─── Information provided
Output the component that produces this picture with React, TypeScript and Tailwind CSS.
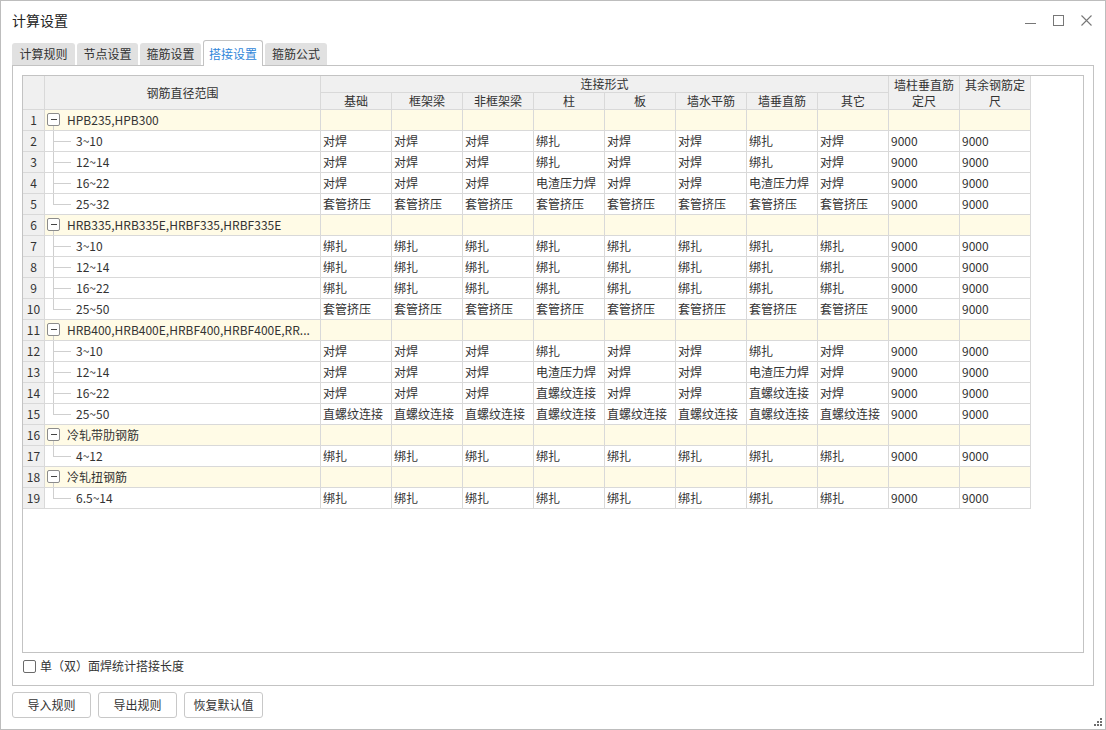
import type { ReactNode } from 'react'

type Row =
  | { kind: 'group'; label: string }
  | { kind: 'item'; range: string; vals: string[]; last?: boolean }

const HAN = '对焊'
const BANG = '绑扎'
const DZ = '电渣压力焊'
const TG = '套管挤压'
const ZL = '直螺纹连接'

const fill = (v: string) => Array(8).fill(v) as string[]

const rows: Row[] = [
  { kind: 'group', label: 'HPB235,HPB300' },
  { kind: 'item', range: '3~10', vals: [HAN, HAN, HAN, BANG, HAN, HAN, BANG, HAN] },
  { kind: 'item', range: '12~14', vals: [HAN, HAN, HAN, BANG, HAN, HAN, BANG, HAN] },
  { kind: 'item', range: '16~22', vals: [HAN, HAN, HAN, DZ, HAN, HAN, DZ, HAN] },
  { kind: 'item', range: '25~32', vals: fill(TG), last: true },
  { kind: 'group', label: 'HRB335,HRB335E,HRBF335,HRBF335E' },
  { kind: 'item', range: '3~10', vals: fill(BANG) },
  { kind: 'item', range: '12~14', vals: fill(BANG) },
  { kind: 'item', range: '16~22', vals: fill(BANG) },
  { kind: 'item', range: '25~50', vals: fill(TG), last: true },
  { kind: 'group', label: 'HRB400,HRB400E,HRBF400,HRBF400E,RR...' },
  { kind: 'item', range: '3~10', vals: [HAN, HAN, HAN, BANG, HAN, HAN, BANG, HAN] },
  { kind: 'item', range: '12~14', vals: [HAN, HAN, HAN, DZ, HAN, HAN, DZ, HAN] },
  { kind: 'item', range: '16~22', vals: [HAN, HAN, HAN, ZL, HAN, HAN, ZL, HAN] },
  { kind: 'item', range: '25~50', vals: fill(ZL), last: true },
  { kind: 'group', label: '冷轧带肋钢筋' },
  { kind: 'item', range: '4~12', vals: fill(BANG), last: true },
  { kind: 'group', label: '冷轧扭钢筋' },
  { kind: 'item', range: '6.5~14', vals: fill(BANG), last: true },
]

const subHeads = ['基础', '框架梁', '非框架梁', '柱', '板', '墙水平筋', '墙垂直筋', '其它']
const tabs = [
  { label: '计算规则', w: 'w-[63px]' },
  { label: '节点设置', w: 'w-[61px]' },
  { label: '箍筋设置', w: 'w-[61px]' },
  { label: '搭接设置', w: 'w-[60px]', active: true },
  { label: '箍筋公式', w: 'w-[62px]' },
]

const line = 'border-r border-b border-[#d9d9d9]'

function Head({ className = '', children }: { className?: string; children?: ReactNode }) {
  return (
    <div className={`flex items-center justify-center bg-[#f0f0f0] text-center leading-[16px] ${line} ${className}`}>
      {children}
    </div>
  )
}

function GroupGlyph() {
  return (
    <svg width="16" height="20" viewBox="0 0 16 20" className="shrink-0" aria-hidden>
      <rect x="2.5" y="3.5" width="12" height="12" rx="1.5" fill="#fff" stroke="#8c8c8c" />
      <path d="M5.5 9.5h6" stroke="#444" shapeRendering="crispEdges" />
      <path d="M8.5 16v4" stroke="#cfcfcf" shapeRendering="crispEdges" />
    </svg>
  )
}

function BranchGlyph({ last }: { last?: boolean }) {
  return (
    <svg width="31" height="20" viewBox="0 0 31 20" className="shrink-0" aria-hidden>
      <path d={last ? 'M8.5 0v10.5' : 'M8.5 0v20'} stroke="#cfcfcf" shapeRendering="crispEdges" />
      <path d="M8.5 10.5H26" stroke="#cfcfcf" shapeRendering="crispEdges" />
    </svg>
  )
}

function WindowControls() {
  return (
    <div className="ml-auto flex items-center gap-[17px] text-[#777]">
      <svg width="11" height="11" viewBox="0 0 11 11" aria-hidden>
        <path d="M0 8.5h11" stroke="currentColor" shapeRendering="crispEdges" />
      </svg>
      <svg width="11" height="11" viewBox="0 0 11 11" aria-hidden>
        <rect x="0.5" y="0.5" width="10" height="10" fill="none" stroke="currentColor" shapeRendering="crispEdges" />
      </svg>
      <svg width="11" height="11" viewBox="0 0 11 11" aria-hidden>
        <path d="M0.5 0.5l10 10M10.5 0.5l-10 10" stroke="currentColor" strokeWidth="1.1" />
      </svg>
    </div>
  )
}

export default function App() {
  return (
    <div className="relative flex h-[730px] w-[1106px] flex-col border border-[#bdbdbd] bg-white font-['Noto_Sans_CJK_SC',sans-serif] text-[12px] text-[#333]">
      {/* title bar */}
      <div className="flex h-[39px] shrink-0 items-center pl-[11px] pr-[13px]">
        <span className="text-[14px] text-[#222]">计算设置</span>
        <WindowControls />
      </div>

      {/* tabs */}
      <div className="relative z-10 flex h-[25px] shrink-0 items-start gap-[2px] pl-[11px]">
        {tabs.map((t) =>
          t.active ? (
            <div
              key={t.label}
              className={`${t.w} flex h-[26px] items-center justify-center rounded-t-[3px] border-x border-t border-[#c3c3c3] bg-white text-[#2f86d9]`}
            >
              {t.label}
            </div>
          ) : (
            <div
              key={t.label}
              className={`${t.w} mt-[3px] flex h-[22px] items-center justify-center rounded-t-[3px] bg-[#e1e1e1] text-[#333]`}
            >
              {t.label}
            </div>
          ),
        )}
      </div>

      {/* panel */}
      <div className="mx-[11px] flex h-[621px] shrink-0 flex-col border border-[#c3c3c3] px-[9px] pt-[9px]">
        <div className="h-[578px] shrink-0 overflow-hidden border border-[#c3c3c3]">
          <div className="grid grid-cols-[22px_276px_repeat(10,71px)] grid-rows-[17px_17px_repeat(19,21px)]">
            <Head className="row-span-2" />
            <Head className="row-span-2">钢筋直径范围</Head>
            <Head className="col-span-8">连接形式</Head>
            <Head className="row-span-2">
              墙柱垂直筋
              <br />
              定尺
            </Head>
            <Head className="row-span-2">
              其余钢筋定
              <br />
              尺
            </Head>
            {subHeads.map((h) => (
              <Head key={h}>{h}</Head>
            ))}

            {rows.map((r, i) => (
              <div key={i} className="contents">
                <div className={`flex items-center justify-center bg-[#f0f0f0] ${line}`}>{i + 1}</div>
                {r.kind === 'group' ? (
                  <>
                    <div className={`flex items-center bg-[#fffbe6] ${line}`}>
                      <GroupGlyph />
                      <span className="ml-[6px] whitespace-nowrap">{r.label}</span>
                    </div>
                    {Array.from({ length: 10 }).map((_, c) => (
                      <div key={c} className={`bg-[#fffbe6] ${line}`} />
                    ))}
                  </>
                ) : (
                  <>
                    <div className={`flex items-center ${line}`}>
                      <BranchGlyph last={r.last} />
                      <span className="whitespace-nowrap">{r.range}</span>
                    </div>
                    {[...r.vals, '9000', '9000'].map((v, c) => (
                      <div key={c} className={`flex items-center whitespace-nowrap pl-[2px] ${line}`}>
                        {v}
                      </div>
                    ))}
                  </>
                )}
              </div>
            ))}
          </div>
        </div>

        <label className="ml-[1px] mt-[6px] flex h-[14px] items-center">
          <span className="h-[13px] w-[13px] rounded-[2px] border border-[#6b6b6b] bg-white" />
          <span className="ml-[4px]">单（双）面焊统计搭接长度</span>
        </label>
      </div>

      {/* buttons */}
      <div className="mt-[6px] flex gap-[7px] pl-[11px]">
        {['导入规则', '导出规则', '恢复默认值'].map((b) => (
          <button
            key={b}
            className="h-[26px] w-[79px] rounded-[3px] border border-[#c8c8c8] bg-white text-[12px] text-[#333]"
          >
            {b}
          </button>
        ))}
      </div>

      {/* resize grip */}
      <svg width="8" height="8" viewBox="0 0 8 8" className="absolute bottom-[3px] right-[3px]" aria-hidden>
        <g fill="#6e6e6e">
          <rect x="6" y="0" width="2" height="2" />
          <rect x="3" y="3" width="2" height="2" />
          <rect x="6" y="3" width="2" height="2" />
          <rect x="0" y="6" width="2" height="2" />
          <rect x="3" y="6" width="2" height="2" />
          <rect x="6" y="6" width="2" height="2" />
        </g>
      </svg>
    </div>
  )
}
──────
Begin at the first line of the data above and repeat each line exactly, stopping after the line containing "const line = 'border-r". Omit the pictures.

Final result:
Output the component that produces this picture with React, TypeScript and Tailwind CSS.
import type { ReactNode } from 'react'

type Row =
  | { kind: 'group'; label: string }
  | { kind: 'item'; range: string; vals: string[]; last?: boolean }

const HAN = '对焊'
const BANG = '绑扎'
const DZ = '电渣压力焊'
const TG = '套管挤压'
const ZL = '直螺纹连接'

const fill = (v: string) => Array(8).fill(v) as string[]

const rows: Row[] = [
  { kind: 'group', label: 'HPB235,HPB300' },
  { kind: 'item', range: '3~10', vals: [HAN, HAN, HAN, BANG, HAN, HAN, BANG, HAN] },
  { kind: 'item', range: '12~14', vals: [HAN, HAN, HAN, BANG, HAN, HAN, BANG, HAN] },
  { kind: 'item', range: '16~22', vals: [HAN, HAN, HAN, DZ, HAN, HAN, DZ, HAN] },
  { kind: 'item', range: '25~32', vals: fill(TG), last: true },
  { kind: 'group', label: 'HRB335,HRB335E,HRBF335,HRBF335E' },
  { kind: 'item', range: '3~10', vals: fill(BANG) },
  { kind: 'item', range: '12~14', vals: fill(BANG) },
  { kind: 'item', range: '16~22', vals: fill(BANG) },
  { kind: 'item', range: '25~50', vals: fill(TG), last: true },
  { kind: 'group', label: 'HRB400,HRB400E,HRBF400,HRBF400E,RR...' },
  { kind: 'item', range: '3~10', vals: [HAN, HAN, HAN, BANG, HAN, HAN, BANG, HAN] },
  { kind: 'item', range: '12~14', vals: [HAN, HAN, HAN, DZ, HAN, HAN, DZ, HAN] },
  { kind: 'item', range: '16~22', vals: [HAN, HAN, HAN, ZL, HAN, HAN, ZL, HAN] },
  { kind: 'item', range: '25~50', vals: fill(ZL), last: true },
  { kind: 'group', label: '冷轧带肋钢筋' },
  { kind: 'item', range: '4~12', vals: fill(BANG), last: true },
  { kind: 'group', label: '冷轧扭钢筋' },
  { kind: 'item', range: '6.5~14', vals: fill(BANG), last: true },
]

const subHeads = ['基础', '框架梁', '非框架梁', '柱', '板', '墙水平筋', '墙垂直筋', '其它']
const tabs = [
  { label: '计算规则', w: 'w-[63px]' },
  { label: '节点设置', w: 'w-[61px]' },
  { label: '箍筋设置', w: 'w-[61px]' },
  { label: '搭接设置', w: 'w-[60px]', active: true },
  { label: '箍筋公式', w: 'w-[62px]' },
]

const line = 'border-r border-b border-[#d9d9d9]'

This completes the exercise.